In effetti i cibi che contengono omega-3 diventano più facilmente deperibili in quanto gli acidi grassi  polinsaturi attirano l’ossigeno e più facilmente si ossidano o irrancidiscono.

Il problema è anche che durante questi processi di lavorazione dei cibi gli oli vengono raffinati portandoli a temperature molto alte; questi processi  portano a delle modificazioni strutturali degli acidi grassi che dalla forma CIS l’unica presente in natura, passano alla forma trans, nocivissimi per noi.

Un interessante studio per verificare l’effetto degli omega-3 sulla salute, fu l’osservazione sugli Eschimesi della Groenlandia. Pur avendo un alimentazione molto ricca di grassi avevano una bassissima incidenza di malattie cardiovascolari. Mettendo a confronto il profilo lipidico del sangue degli Eschimesi con i Danesi (che consumano una dieta considerata “normale”) venne fuori che negli Eschimesi erano molto più bassi i livelli di colesterolo totale e LDL (le proteine che veicolano il colesterolo cattivo) e più alti livelli di HDL (che trasportano il colesterolo buono). Essendo la dieta degli Eschimesi ricca soprattutto di pesce e carne di foca o orso polare (che nutrendosi di pesci hanno a loro volta un grasso molto ricco di omega-3) si giunse alla conclusione che il DHA (docosaesaenoico) e l’EPA (eicosapentaenoico) erano responsabili di questi risultati. In effetti osservazioni successive dimostrarono che gli effetti benefici nell’apparato cardiovascolare esercitato dagli omega-3 oltre che abbassando i livelli di colesterolo totale e di LDL si esercitavano aumentando la formazione degli eicosaenoidi e di conseguenza delle prostaglandine in maniera benefica, riducendo la viscosità del sangue.

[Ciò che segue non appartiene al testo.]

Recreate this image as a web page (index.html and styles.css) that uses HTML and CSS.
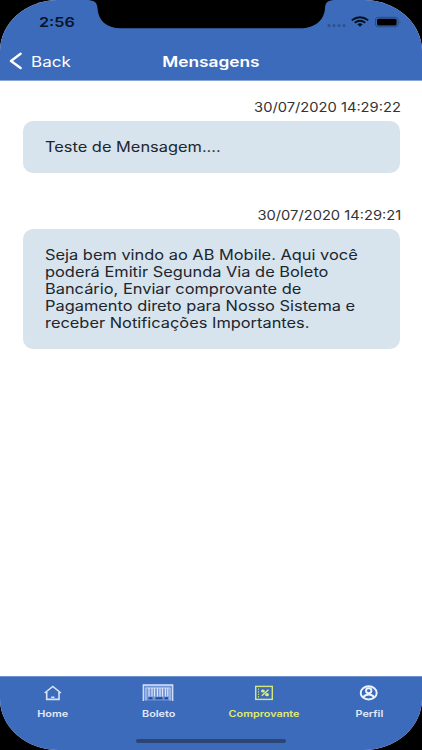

Non è difficile capire l’importanza degli omega-3 nel funzionamento del sistema nervoso centrale se ci rendiamo conto che almeno il 30% del cervello umano è costituito da DHA.

Il latte materno è una fonte molto ricca di DHA e studi effettuati sui bambini allattati con latte artificiale che non comprendevano DHA (come tutti i latte artificiale), hanno dimostrato che questi bambini potevano avere un rischio aumentato del doppio di contrarre disfunzioni neurologiche più tardi negli anni. Esistono delle evidenze sperimentali che gli omega-3 possono avere un’influenza positiva sulla resistenza all’insulina e quindi esercitare una sorta di prevenzione nei confronti dell’insorgenza del diabete. Oltre a questo gli omega 3 proteggono dalla degenerazione della retina, la causa della degenerazione delle cellule della retina è dovuta al fatto che il DHA è l’acido grasso polinsaturo più rappresentato in queste cellule, ma in presenza di elevati livelli di glucosio nel sangue, il nostro organismo non riesce a produrre il DHA a partire dall’ALA (Acido Alfa-Linolenico) ed è quindi necessario apportarlo direttamente come integratore o con un’alimentazione ricca di pesce.

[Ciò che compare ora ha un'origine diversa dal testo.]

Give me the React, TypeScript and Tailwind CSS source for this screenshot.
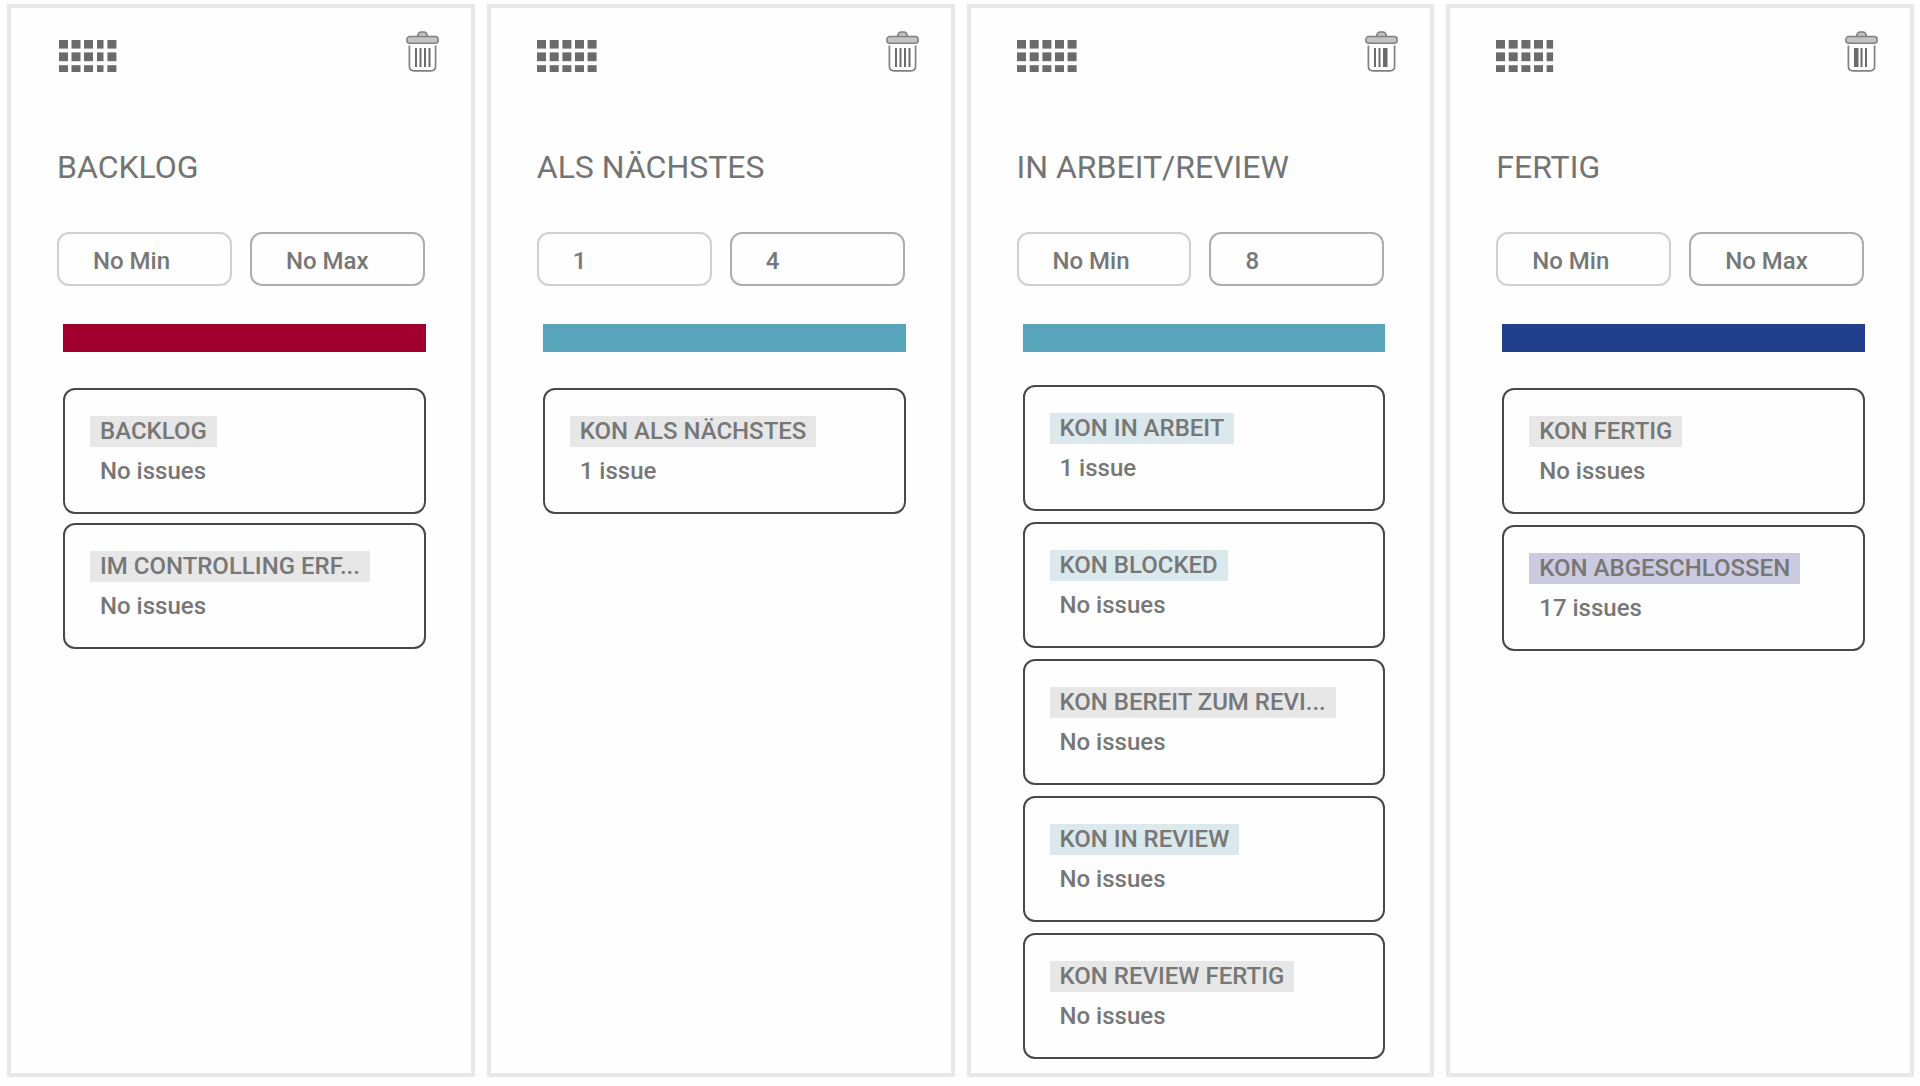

Tra gli effetti biologici degli omega-3, troviamo un aumento del tempo di coagulazione, una ridotta adesività piastrinica, un abbassamento dei livelli di colesterolo e trigliceridi, una migliorata fluidità di membrana soprattutto dei globuli rossi, con conseguente miglioramento del trasporto dell’ossigeno ai tessuti periferici ed un orientamento verso la produzione di prostaglandine di tipo antinfiammatorio e a carattere vasodilatatore.

Pare quindi evidente che gli acidi grassi polinsaturi e soprattutto gli omega-3, rivestono un ruolo importante per la salute dell’individuo non dimenticate di assumerli con la dieta o l’integrazione. Almeno il 20-30% dei grassi totali assunti con la dieta dovrebbe provenire dai polinsaturi.